[Front-end source files]
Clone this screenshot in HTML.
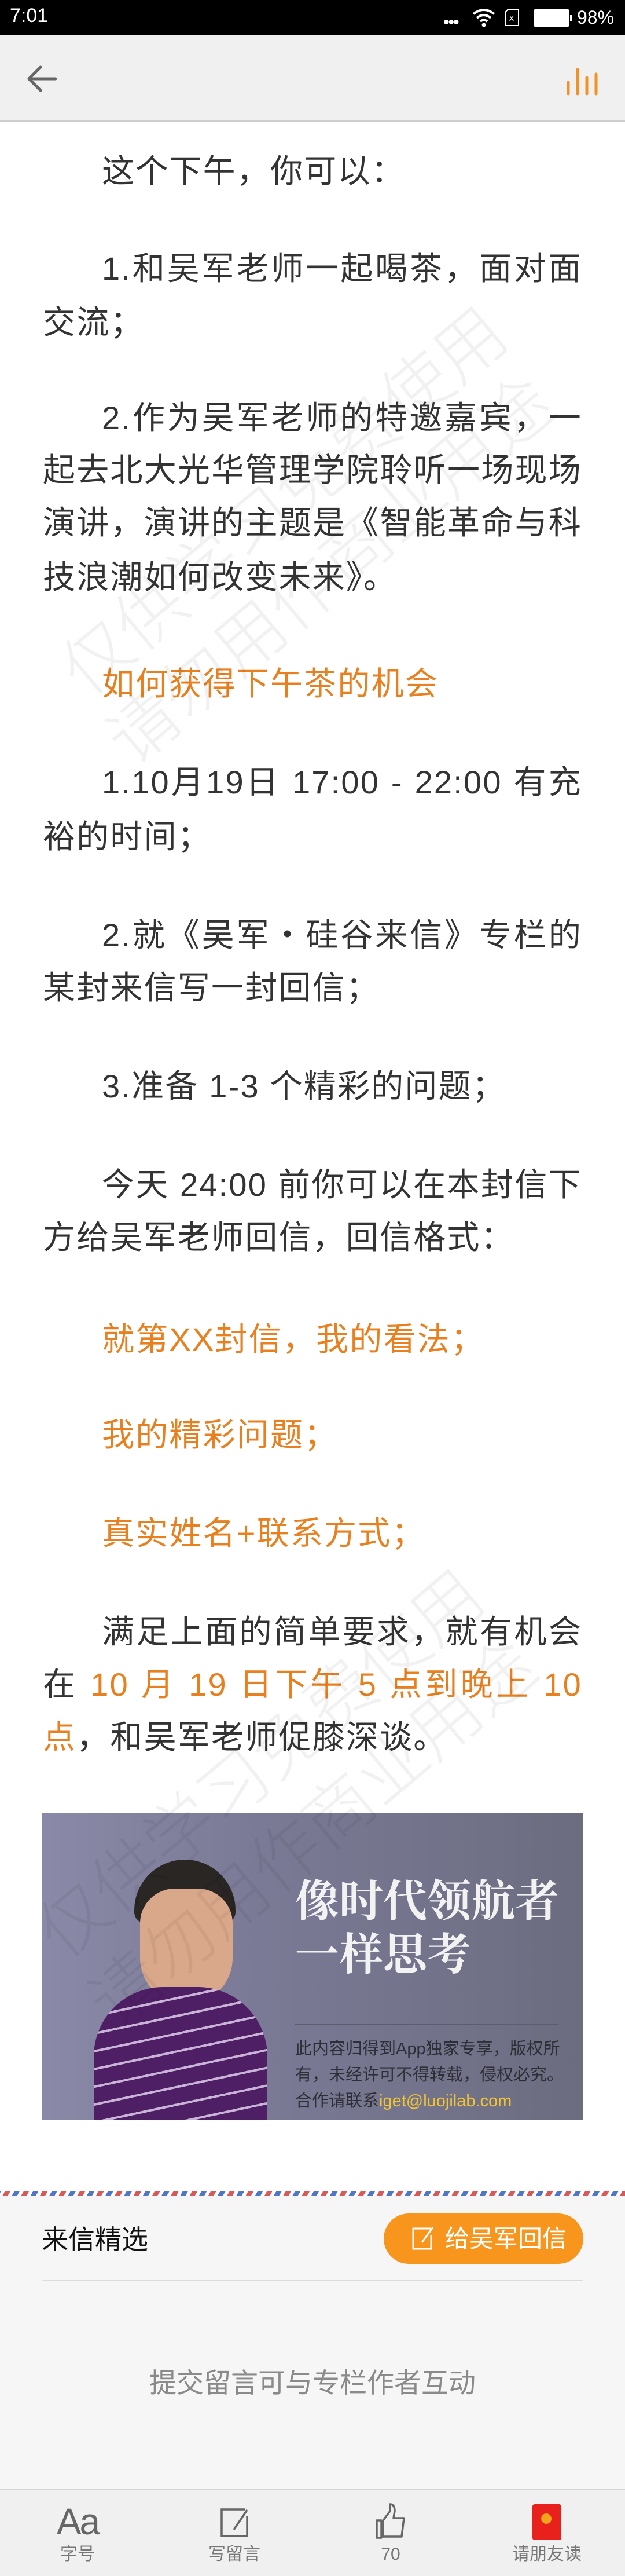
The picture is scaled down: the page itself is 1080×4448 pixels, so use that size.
<!DOCTYPE html>
<html><head><meta charset="utf-8">
<style>
*{margin:0;padding:0;box-sizing:border-box}
body{width:1080px;height:4448px;position:relative;background:#fff;overflow:hidden;font-family:"Liberation Sans","Noto Sans CJK SC",sans-serif}
.sb{position:absolute;left:0;top:0;width:1080px;height:60px;background:#000;color:#fff}
.nav{position:absolute;left:0;top:60px;width:1080px;height:150px;background:#f0f0f0;border-bottom:2px solid #cfcfcf}
.l{position:absolute;left:74px;width:932px;height:91px;line-height:91px;font-size:56px;letter-spacing:2.2px;color:#333;white-space:nowrap}
.j{text-align:justify;text-align-last:justify}
.i{text-indent:102px}
.o{color:#e9801f}
.wm{position:absolute;color:rgba(0,0,0,0.055);font-size:120px;white-space:nowrap;transform-origin:left top;font-weight:300;z-index:5;pointer-events:none}
</style></head><body>
<div class="sb">
 <div style="position:absolute;left:17px;top:8px;font-size:34px;font-family:'Liberation Sans',sans-serif">7:01</div>
 <div style="position:absolute;left:766px;top:22px;font-size:30px;letter-spacing:-2px">•••</div>
 <svg style="position:absolute;left:816px;top:14px" width="40" height="34" viewBox="0 0 40 34"><path d="M2 10 Q20 -4 38 10 M8 17 Q20 7 32 17 M14 23 Q20 18 26 23" stroke="#fff" stroke-width="4" fill="none"/><circle cx="20" cy="29" r="3.5" fill="#fff"/></svg>
 <svg style="position:absolute;left:872px;top:14px" width="26" height="32"><path d="M6 2 H24 V30 H2 V6 Z" stroke="#fff" stroke-width="2" fill="none"/><text x="8" y="22" font-size="16" fill="#fff" font-family="Liberation Sans">x</text></svg>
 <div style="position:absolute;left:922px;top:16px;width:62px;height:30px;background:#fff;border-radius:3px"></div>
 <div style="position:absolute;left:985px;top:26px;width:4px;height:10px;background:#fff"></div>
 <div style="position:absolute;left:997px;top:12px;font-size:32px">98%</div>
</div>
<div class="nav">
 <svg style="position:absolute;left:44px;top:52px" width="56" height="48" viewBox="0 0 56 48"><path d="M52 24 H6 M26 4 L6 24 L26 44" stroke="#666" stroke-width="5" fill="none" stroke-linecap="round" stroke-linejoin="round"/></svg>
 <svg style="position:absolute;left:976px;top:48px" width="60" height="60"><g stroke="#f39224" stroke-width="5" stroke-linecap="round"><path d="M6 34 V54 M22 12 V54 M38 26 V54 M54 20 V54"/></g></svg>
</div>

<div class="l" style="top:250px;left:176px;width:auto">这个下午，你可以：</div>
<div class="l j i" style="top:418px">1.和吴军老师一起喝茶，面对面</div>
<div class="l" style="top:511px">交流；</div>
<div class="l j i" style="top:676px">2.作为吴军老师的特邀嘉宾，一</div>
<div class="l j" style="top:766px">起去北大光华管理学院聆听一场现场</div>
<div class="l j" style="top:857px">演讲，演讲的主题是《智能革命与科</div>
<div class="l" style="top:951px">技浪潮如何改变未来》。</div>
<div class="l i o" style="top:1135px">如何获得下午茶的机会</div>
<div class="l j i" style="top:1305px">1.10月19日 17:00 - 22:00 有充</div>
<div class="l" style="top:1399px">裕的时间；</div>
<div class="l j i" style="top:1569px">2.就《吴军・硅谷来信》专栏的</div>
<div class="l" style="top:1660px">某封来信写一封回信；</div>
<div class="l i" style="top:1830px">3.准备 1-3 个精彩的问题；</div>
<div class="l j i" style="top:2000px">今天 24:00 前你可以在本封信下</div>
<div class="l" style="top:2091px">方给吴军老师回信，回信格式：</div>
<div class="l i o" style="top:2267px">就第XX封信，我的看法；</div>
<div class="l i o" style="top:2432px">我的精彩问题；</div>
<div class="l i o" style="top:2602px">真实姓名+联系方式；</div>
<div class="l j i" style="top:2772px">满足上面的简单要求，就有机会</div>
<div class="l j" style="top:2863px"><span>在</span> <span class="o">10 月 19 日下午 5 点到晚上 10</span></div>
<div class="l" style="top:2954px"><span class="o">点</span>，和吴军老师促膝深谈。</div>

<div style="position:absolute;left:72px;top:3131px;width:936px;height:529px;background:linear-gradient(90deg,#8a8aa8 0%,#7a7a96 40%,#6c6c80 100%);overflow:hidden">
 <div style="position:absolute;left:160px;top:80px;width:175px;height:110px;background:#2a2624;border-radius:90px 90px 20px 20px"></div>
 <div style="position:absolute;left:170px;top:130px;width:160px;height:200px;background:#d9a88a;border-radius:60px 60px 80px 80px"></div>
 <div style="position:absolute;left:90px;top:300px;width:300px;height:260px;background:repeating-linear-gradient(-12deg,#4e1f64 0 26px,#c9b4d8 26px 30px);border-radius:120px 120px 0 0"></div>
 <div style="position:absolute;left:438px;top:100px;color:#f2f2f2;font-family:'Noto Serif CJK SC',serif;font-weight:bold;font-size:76px;line-height:92px;white-space:nowrap">像时代领航者<br>一样思考</div>
 <div style="position:absolute;left:438px;top:363px;width:455px;height:2px;background:#5d5d70"></div>
 <div style="position:absolute;left:438px;top:385px;color:#2e2e36;font-size:29px;line-height:45px;white-space:nowrap">此内容归得到App独家专享，版权所<br>有，未经许可不得转载，侵权必究。<br>合作请联系<span style="color:#f2c531">iget@luojilab.com</span></div>
</div>

<div class="wm" style="left:60px;top:1100px;transform:rotate(-40deg)">仅供学习免费使用</div>
<div class="wm" style="left:140px;top:1220px;transform:rotate(-40deg)">请勿用作商业用途</div>
<div class="wm" style="left:20px;top:3280px;transform:rotate(-40deg)">仅供学习免费使用</div>
<div class="wm" style="left:110px;top:3400px;transform:rotate(-40deg)">请勿用作商业用途</div>

<div style="position:absolute;left:0;top:3784px;width:1080px;height:516px;background:#f6f6f6"></div>
<div style="position:absolute;left:0;top:3784px;width:1080px;height:8px;background:repeating-linear-gradient(-60deg,#d9585a 0 8px,#fff 8px 14px,#5175c9 14px 22px,#fff 22px 28px)"></div>
<div style="position:absolute;left:72px;top:3838px;font-size:46px;line-height:58px;color:#111">来信精选</div>
<div style="position:absolute;left:663px;top:3822px;width:345px;height:87px;border-radius:44px;background:#f7951d;color:#fff;font-size:42px;line-height:87px">
 <svg style="position:absolute;left:48px;top:22px" width="40" height="42"><path d="M33 4 H3 V39 H34 V16" stroke="#fff" stroke-width="3" fill="none"/><path d="M37 2 L18 28" stroke="#fff" stroke-width="3"/></svg>
 <span style="position:absolute;left:106px">给吴军回信</span></div>
<div style="position:absolute;left:72px;top:3937px;width:936px;height:2px;background:#dcdcdc"></div>
<div style="position:absolute;left:0;top:4085px;width:1080px;text-align:center;font-size:47px;line-height:60px;color:#8a8a8a">提交留言可与专栏作者互动</div>

<div style="position:absolute;left:0;top:4298px;width:1080px;height:150px;background:#f0f0f0;border-top:2px solid #d4d4d4"></div>
<div style="position:absolute;left:94px;top:4320px;width:80px;text-align:center;font-size:64px;line-height:68px;color:#666;letter-spacing:-3px">Aa</div>
<svg style="position:absolute;left:380px;top:4330px" width="52" height="52"><path d="M44 3 H3 V49 H47 V14" stroke="#666" stroke-width="3.5" fill="none"/><path d="M47 4 L24 38" stroke="#666" stroke-width="3.5"/></svg>
<svg style="position:absolute;left:648px;top:4322px" width="54" height="62"><path d="M3 30 H11 V60 H3 Z M14 30 L26 14 L26 2 Q34 2 34 14 L32 26 H50 L46 58 H14 Z" stroke="#666" stroke-width="3.5" fill="none" stroke-linejoin="round"/></svg>
<div style="position:absolute;left:920px;top:4324px;width:50px;height:62px;background:#e8211c;border-radius:4px"></div>
<div style="position:absolute;left:935px;top:4340px;width:18px;height:18px;border-radius:50%;background:#f7a21b"></div>
<div style="position:absolute;left:84px;top:4392px;width:100px;text-align:center;font-size:30px;line-height:38px;color:#777">字号</div>
<div style="position:absolute;left:340px;top:4392px;width:130px;text-align:center;font-size:30px;line-height:38px;color:#777">写留言</div>
<div style="position:absolute;left:625px;top:4392px;width:100px;text-align:center;font-size:30px;line-height:38px;color:#777">70</div>
<div style="position:absolute;left:870px;top:4392px;width:150px;text-align:center;font-size:30px;line-height:38px;color:#777">请朋友读</div>
</body></html>
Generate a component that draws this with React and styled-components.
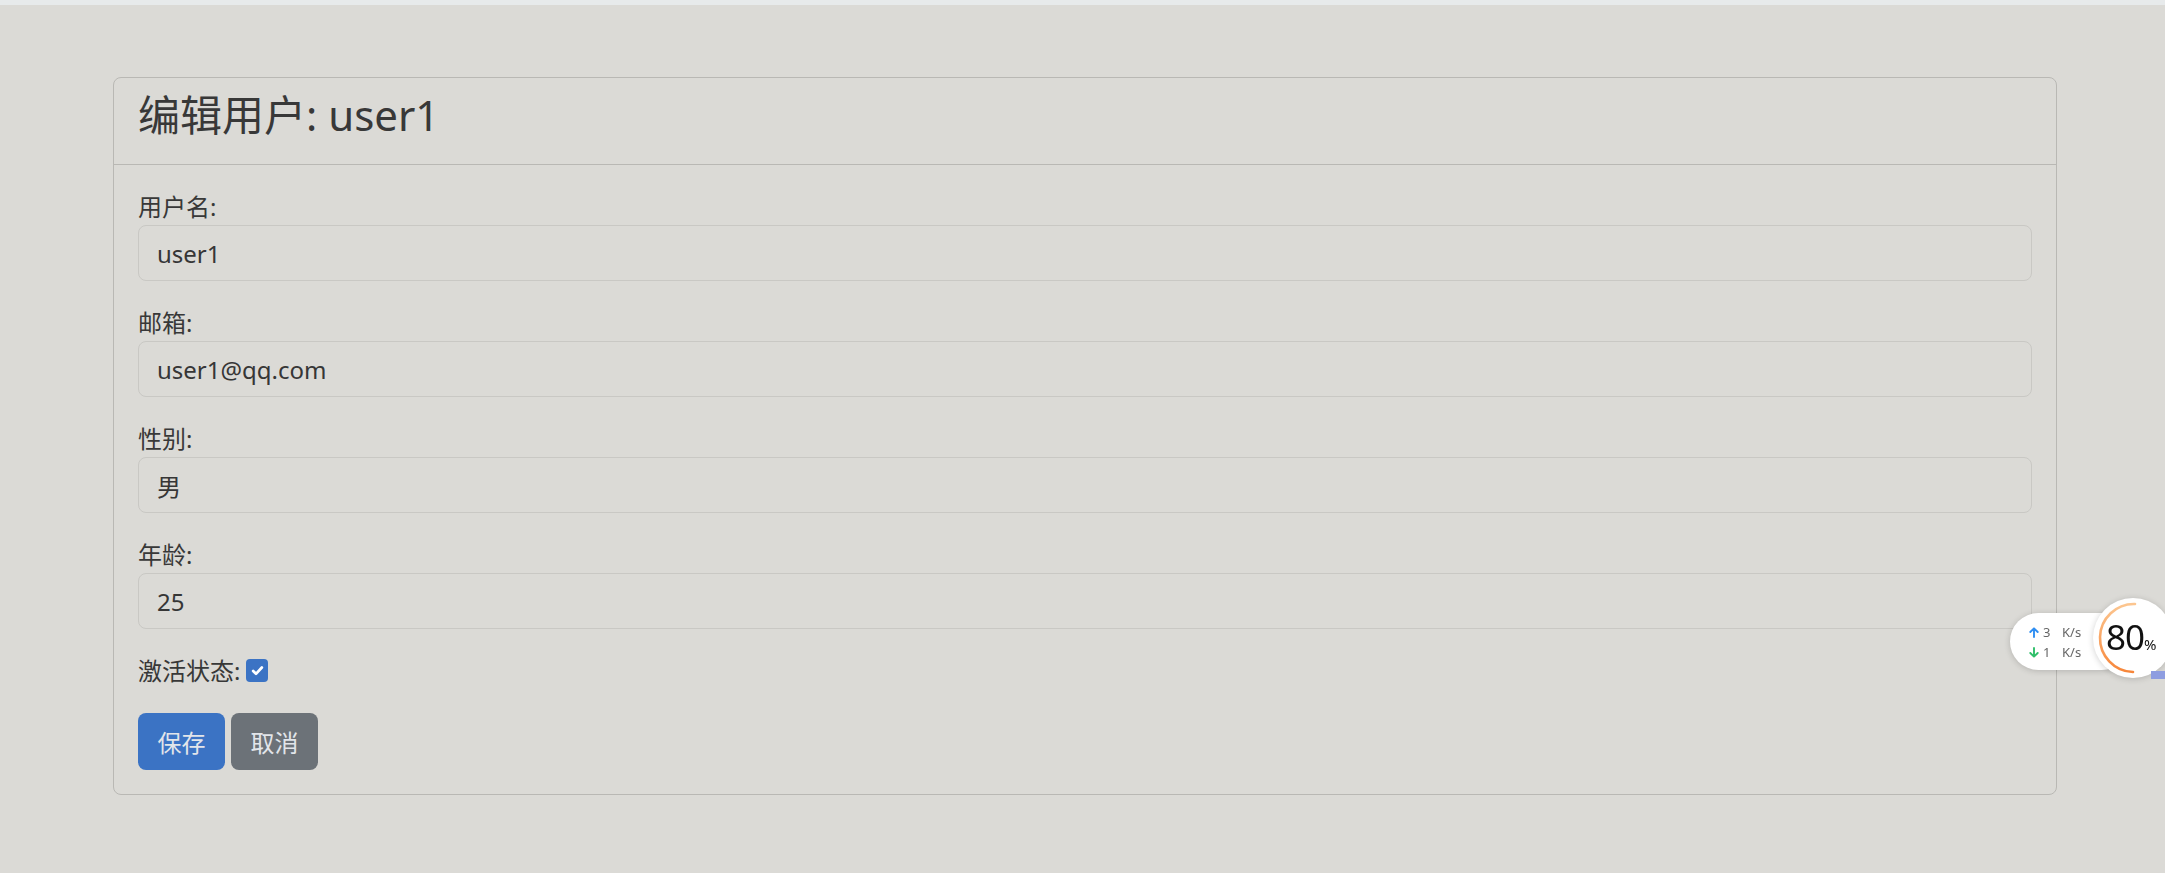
import styled, { createGlobalStyle } from 'styled-components';

const GlobalStyle = createGlobalStyle`
  html, body {
    margin: 0;
    padding: 0;
    background: #dbdad6;
    overflow: hidden;
  }
  body {
    font-family: "Noto Sans", "Noto Sans CJK SC", sans-serif;
    color: #363636;
  }
  * { box-sizing: border-box; }
`;

const fields = [
  { label: '用户名:', value: 'user1' },
  { label: '邮箱:', value: 'user1@qq.com' },
  { label: '性别:', value: '男' },
  { label: '年龄:', value: '25' },
];

// small arrow used in the network speed pill
const SpeedArrow = ({ color, down }) => (
  <svg width="10" height="11" viewBox="0 0 10 11" style={{ transform: down ? 'rotate(180deg)' : 'none' }}>
    <path d="M5 10V1.5M1.3 5L5 1.3 8.7 5" fill="none" stroke={color} strokeWidth="1.9" strokeLinecap="round" strokeLinejoin="round" />
  </svg>
);

const App = () => {
  return (
    <>
      <GlobalStyle />
      <TopStrip />
      <Page>
        <Card>
          <CardHeader>
            <Title>编辑用户: user1</Title>
          </CardHeader>
          <CardBody>
            {fields.map((f) => (
              <Group key={f.label}>
                <Label>{f.label}</Label>
                <Input readOnly value={f.value} />
              </Group>
            ))}
            <CheckRow>
              <Label>激活状态:</Label>
              <CheckBox>
                <svg width="15" height="15" viewBox="0 0 20 20">
                  <path
                    d="M4.2 10.6l3.8 3.8 7.8-8.4"
                    fill="none"
                    stroke="#fff"
                    strokeWidth="3.6"
                    strokeLinecap="round"
                    strokeLinejoin="round"
                  />
                </svg>
              </CheckBox>
            </CheckRow>
            <Actions>
              <Button $variant="primary">保存</Button>
              <Button $variant="secondary">取消</Button>
            </Actions>
          </CardBody>
        </Card>
      </Page>

      <SpeedWidget>
        <Pill>
          <SpeedLine>
            <Arrow><SpeedArrow color="#2f8ef2" /></Arrow>
            <Num>3</Num>
            <Unit>K/s</Unit>
          </SpeedLine>
          <SpeedLine>
            <Arrow><SpeedArrow color="#2fbf6a" down /></Arrow>
            <Num>1</Num>
            <Unit>K/s</Unit>
          </SpeedLine>
        </Pill>
        <Gauge>
          <svg width="80" height="80" viewBox="0 0 80 80">
            <defs>
              <linearGradient id="ring" x1="0" y1="0" x2="0" y2="1">
                <stop offset="0" stopColor="#fcc690" />
                <stop offset="1" stopColor="#f7863a" />
              </linearGradient>
            </defs>
            <path
              d="M42 6 A34 34 0 0 0 40 74"
              fill="none"
              stroke="url(#ring)"
              strokeWidth="2.6"
              strokeLinecap="round"
            />
          </svg>
          <Percent>
            80<small>%</small>
          </Percent>
        </Gauge>
        <Blob />
      </SpeedWidget>
    </>
  );
};

export default App;

const TopStrip = styled.div`
  height: 5px;
  background: #e7eaeb;
`;

const Page = styled.main`
  padding: 72px 108px 0 113px;
`;

const Card = styled.section`
  border: 1px solid #b9b8b4;
  border-radius: 8px;
  background: #dbdad6;
`;

const CardHeader = styled.header`
  padding: 12px 24px;
  border-bottom: 1px solid #b9b8b4;
`;

const Title = styled.h3`
  margin: 0 0 12px;
  font-size: 42px;
  font-weight: 400;
  line-height: 50.4px;
  color: #383838;
`;

const CardBody = styled.div`
  padding: 24px;
`;

const Group = styled.div`
  margin-bottom: 24px;
`;

const Label = styled.label`
  display: block;
  font-size: 24px;
  line-height: 36px;
  color: #383838;
`;

const Input = styled.input`
  display: block;
  width: 100%;
  height: 56px;
  padding: 0 18px;
  font-family: inherit;
  font-size: 24px;
  color: #363636;
  background: #dbdad6;
  border: 1px solid #c9c8c4;
  border-radius: 8px;
  outline: none;
`;

const CheckRow = styled.div`
  display: flex;
  align-items: center;
  gap: 6px;
  margin-bottom: 24px;
`;

const CheckBox = styled.span`
  display: inline-flex;
  align-items: center;
  justify-content: center;
  width: 22px;
  height: 23px;
  margin-top: -2px;
  border-radius: 4px;
  background: #3b73c4;
`;

const Actions = styled.div`
  display: flex;
  gap: 6px;
`;

const Button = styled.button`
  height: 57px;
  padding: 0 19.5px;
  font-family: inherit;
  font-size: 24px;
  color: #e2e5ea;
  border: none;
  border-radius: 8px;
  background: ${({ $variant }) => ($variant === 'primary' ? '#3b73c4' : '#6c7278')};
  cursor: pointer;
`;

const SpeedWidget = styled.div`
  position: fixed;
  left: 2010px;
  top: 598px;
  width: 165px;
  height: 82px;
`;

const Pill = styled.div`
  position: absolute;
  left: 0;
  top: 15px;
  width: 120px;
  height: 57px;
  padding: 9px 0 0 19px;
  border-radius: 29px;
  background: #fff;
  box-shadow: 0 1px 6px rgba(0, 0, 0, 0.18);
`;

const SpeedLine = styled.div`
  display: flex;
  align-items: center;
  height: 20px;
  font-family: "Noto Sans", sans-serif;
  font-size: 13px;
  color: #666;
`;

const Arrow = styled.span`
  display: inline-flex;
  width: 14px;
`;

const Num = styled.span`
  width: 19px;
`;

const Unit = styled.span``;

const Gauge = styled.div`
  position: absolute;
  left: 83px;
  top: 0;
  width: 80px;
  height: 80px;
  border-radius: 50%;
  background: #fff;
  box-shadow: 0 1px 6px rgba(0, 0, 0, 0.18);

  svg {
    position: absolute;
    left: 0;
    top: 0;
  }
`;

const Percent = styled.div`
  position: absolute;
  left: 13px;
  top: 18px;
  font-family: "Noto Sans", sans-serif;
  font-size: 35px;
  line-height: 42px;
  color: #111;
  letter-spacing: -1px;

  small {
    font-size: 15px;
    letter-spacing: 0;
  }
`;

const Blob = styled.div`
  position: absolute;
  left: 141px;
  top: 73px;
  width: 24px;
  height: 8px;
  border-radius: 0 0 14px 0;
  background: #8e9de0;
`;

*YOUR GOAL:*
Find all lines where the word "that" appears. Copy them.

*EXERCISE OUTPUT:*
The picture is scaled down: the page itself is 1080×4448 pixels, so use that size.
Generate a component that draws this with React and styled-components.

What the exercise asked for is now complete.